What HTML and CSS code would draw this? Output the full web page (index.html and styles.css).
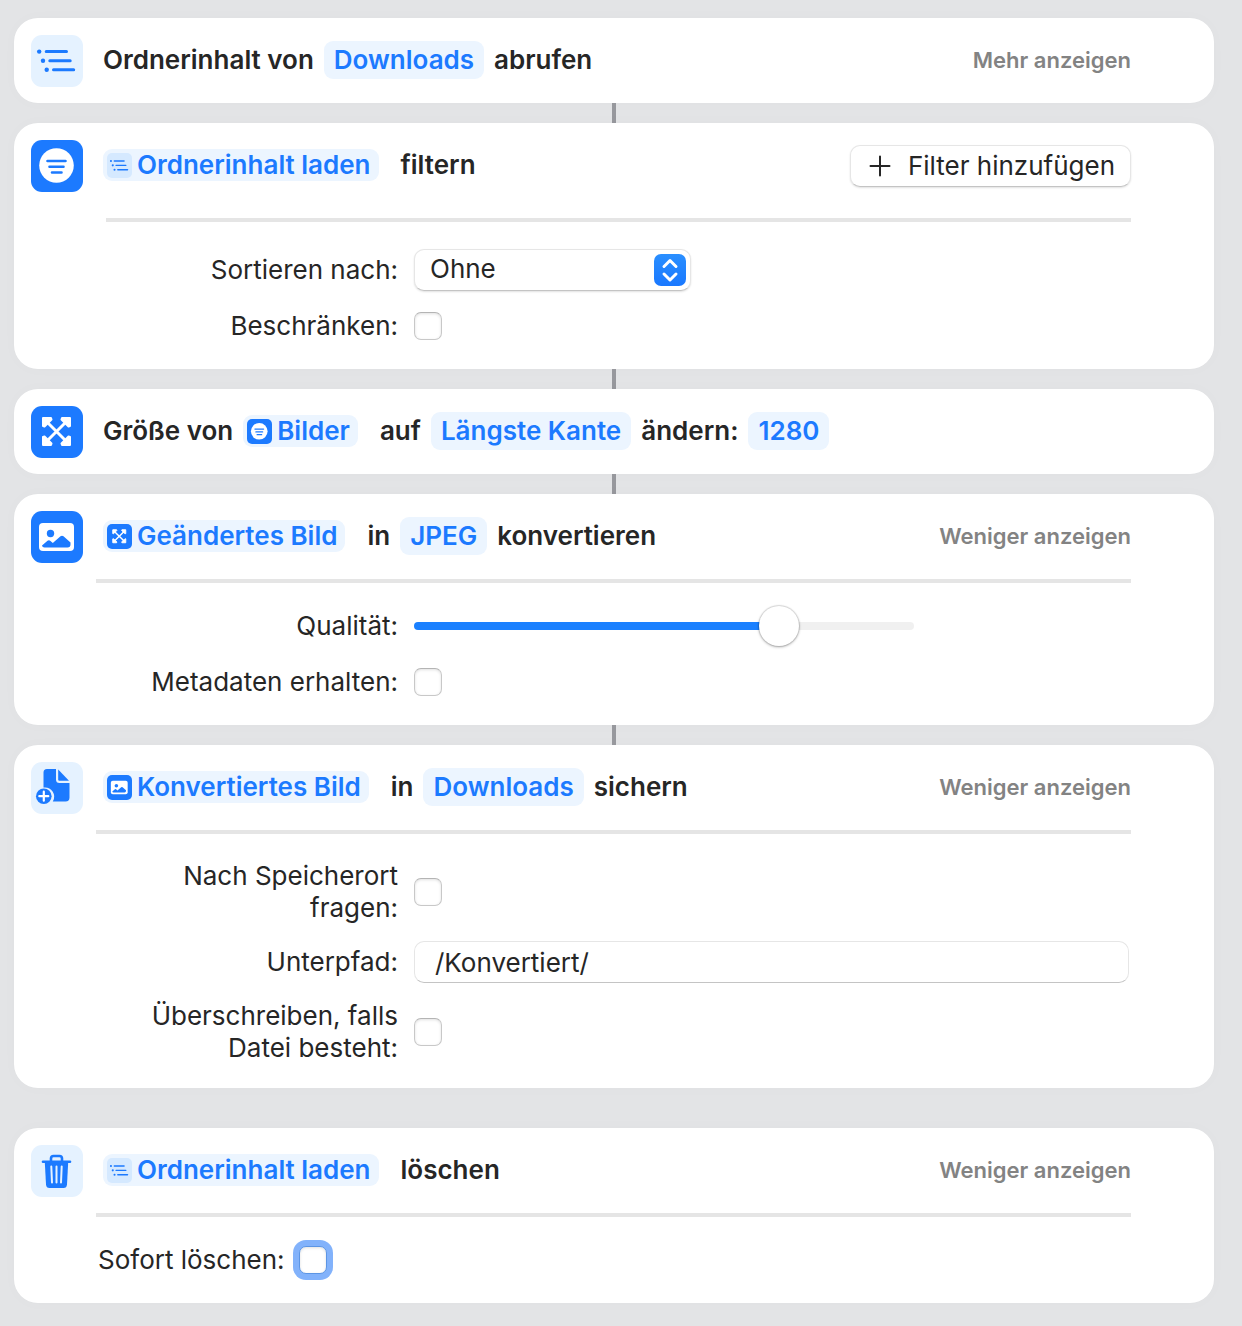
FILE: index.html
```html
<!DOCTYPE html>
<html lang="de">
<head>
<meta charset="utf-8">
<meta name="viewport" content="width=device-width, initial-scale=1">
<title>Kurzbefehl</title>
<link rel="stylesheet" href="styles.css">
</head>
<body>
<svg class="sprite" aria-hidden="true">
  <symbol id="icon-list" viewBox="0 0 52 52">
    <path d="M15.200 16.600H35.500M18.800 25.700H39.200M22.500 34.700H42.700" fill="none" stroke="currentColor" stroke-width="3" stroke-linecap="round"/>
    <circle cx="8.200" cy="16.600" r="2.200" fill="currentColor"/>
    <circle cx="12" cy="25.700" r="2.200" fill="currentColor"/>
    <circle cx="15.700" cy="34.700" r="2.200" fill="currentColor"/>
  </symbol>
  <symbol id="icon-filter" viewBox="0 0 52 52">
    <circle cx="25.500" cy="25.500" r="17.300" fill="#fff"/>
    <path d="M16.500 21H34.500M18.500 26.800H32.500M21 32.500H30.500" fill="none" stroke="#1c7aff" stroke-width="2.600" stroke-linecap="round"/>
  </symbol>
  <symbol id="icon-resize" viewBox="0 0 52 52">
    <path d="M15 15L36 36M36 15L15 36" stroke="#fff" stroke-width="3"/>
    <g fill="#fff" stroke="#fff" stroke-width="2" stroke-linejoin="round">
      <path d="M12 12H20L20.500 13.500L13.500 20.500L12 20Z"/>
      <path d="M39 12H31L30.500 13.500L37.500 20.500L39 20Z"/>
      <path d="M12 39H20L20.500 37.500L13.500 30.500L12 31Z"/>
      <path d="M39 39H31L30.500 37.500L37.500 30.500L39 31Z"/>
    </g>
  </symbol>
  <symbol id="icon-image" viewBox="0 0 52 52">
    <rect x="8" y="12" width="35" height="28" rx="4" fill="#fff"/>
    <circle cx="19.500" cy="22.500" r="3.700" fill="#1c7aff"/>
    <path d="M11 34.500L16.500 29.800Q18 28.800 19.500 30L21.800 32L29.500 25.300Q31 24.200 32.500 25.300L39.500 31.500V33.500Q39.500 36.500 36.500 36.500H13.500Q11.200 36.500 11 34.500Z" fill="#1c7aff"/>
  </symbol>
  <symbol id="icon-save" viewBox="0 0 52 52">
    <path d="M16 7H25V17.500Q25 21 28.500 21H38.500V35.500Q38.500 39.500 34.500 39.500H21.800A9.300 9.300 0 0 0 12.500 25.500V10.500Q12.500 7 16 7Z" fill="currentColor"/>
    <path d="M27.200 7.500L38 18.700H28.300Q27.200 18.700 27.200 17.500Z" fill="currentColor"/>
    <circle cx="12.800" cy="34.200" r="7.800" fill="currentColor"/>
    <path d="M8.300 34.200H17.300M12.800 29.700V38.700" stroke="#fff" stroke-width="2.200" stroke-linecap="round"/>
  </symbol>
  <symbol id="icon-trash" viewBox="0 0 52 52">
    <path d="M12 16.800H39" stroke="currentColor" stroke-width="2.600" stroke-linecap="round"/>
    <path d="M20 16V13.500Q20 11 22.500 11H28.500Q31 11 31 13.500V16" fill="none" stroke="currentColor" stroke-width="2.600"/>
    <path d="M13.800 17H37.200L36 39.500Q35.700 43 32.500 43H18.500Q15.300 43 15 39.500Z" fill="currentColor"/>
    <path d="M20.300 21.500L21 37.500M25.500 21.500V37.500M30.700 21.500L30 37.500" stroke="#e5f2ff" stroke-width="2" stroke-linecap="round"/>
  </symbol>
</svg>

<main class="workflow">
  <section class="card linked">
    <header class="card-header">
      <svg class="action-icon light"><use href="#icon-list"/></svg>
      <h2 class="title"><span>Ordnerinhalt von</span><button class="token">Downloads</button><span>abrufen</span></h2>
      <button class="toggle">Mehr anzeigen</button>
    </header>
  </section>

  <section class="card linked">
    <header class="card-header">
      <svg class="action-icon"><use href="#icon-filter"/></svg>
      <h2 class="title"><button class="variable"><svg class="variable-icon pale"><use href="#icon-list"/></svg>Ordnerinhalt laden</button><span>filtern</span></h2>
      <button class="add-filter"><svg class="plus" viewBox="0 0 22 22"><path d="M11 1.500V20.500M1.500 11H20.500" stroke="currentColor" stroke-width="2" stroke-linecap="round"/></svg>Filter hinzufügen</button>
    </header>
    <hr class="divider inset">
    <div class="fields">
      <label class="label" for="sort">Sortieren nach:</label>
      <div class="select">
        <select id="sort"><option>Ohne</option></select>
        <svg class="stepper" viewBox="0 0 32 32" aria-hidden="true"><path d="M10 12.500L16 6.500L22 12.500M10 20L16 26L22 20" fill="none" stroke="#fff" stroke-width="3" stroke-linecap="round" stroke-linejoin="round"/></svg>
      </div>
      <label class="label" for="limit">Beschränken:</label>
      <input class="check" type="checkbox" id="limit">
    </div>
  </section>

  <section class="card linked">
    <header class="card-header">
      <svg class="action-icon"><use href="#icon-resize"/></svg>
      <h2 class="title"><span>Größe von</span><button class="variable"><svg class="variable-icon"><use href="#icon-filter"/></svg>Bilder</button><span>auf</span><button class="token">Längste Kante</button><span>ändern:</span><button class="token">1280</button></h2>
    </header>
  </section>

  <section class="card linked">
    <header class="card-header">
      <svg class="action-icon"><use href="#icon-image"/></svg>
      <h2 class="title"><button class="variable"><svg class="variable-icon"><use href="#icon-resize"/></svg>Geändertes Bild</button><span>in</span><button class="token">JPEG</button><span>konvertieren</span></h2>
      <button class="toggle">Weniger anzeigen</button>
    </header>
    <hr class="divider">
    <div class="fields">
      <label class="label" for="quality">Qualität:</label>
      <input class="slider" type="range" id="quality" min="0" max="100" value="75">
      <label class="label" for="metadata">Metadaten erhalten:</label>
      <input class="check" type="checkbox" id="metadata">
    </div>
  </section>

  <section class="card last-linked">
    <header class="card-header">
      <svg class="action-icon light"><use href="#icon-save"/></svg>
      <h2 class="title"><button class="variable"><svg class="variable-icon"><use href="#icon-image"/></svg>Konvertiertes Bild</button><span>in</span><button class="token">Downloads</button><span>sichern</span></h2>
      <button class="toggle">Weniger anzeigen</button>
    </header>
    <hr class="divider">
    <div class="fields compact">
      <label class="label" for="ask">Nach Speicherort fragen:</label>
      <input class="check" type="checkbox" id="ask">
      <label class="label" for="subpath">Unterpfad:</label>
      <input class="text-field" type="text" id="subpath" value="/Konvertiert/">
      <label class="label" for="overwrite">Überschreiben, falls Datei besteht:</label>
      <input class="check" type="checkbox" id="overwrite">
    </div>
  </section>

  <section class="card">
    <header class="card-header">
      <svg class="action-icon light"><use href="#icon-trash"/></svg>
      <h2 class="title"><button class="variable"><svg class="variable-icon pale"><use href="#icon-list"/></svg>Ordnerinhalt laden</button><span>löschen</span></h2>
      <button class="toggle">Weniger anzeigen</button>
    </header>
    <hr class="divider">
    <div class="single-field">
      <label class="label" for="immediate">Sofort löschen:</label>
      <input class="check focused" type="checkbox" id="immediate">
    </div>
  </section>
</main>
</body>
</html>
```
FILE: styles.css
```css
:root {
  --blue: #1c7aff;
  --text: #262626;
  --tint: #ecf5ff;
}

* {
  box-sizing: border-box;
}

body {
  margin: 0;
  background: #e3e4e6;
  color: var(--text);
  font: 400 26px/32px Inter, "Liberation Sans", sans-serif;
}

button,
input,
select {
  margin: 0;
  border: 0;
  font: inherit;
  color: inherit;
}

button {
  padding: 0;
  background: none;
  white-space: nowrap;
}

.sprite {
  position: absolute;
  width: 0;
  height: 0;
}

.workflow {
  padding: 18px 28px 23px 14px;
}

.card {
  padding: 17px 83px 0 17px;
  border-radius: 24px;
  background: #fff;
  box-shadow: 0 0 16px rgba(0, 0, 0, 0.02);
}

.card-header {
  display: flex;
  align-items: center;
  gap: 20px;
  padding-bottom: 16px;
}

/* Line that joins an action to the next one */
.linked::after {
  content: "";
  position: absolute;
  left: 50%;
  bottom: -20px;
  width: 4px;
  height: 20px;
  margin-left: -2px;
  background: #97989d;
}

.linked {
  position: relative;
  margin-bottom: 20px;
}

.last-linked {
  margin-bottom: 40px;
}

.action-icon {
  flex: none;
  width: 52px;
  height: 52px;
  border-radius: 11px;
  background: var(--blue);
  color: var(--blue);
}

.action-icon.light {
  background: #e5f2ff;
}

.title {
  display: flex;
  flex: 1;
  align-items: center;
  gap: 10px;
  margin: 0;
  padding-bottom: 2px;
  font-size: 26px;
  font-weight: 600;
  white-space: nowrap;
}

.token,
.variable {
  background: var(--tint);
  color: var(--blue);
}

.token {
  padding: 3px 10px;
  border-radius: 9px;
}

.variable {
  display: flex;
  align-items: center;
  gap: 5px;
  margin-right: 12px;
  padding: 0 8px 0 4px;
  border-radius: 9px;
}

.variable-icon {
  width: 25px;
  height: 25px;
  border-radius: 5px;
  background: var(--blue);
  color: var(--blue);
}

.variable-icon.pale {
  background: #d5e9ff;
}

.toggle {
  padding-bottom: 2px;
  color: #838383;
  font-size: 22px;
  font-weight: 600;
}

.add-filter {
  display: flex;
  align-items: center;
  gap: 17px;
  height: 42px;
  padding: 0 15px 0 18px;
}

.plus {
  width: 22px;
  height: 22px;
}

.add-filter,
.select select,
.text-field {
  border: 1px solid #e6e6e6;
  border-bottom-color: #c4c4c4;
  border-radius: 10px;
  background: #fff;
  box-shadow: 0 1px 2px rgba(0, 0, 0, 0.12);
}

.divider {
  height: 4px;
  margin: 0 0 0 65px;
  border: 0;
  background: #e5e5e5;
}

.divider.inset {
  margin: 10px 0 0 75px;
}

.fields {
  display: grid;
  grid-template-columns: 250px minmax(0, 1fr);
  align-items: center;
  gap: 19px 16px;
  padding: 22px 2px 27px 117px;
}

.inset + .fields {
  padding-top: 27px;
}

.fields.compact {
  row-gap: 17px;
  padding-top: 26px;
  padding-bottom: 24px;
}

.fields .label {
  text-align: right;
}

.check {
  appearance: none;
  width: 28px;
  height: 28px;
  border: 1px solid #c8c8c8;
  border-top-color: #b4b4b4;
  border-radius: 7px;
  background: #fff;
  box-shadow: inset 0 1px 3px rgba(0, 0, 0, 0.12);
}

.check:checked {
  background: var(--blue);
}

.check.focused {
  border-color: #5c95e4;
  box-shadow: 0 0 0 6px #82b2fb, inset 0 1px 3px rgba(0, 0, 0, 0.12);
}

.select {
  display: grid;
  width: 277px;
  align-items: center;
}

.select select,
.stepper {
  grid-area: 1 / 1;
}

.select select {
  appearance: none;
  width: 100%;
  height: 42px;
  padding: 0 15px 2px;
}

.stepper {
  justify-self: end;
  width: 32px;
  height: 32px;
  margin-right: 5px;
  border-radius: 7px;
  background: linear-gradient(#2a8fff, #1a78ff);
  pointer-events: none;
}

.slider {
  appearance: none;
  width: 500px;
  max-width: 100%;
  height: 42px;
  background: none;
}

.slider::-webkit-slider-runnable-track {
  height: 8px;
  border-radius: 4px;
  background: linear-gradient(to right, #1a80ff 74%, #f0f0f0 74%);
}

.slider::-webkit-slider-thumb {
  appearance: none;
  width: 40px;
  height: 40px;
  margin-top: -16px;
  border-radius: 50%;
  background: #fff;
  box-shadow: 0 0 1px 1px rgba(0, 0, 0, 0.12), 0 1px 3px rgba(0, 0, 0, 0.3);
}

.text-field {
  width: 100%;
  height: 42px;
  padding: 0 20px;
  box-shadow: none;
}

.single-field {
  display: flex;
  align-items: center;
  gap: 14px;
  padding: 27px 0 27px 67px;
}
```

**Instruction:** Using the listing above, show each line holding the string "index".

**Solution to this exercise:**
What HTML and CSS code would draw this? Output the full web page (index.html and styles.css).
FILE: index.html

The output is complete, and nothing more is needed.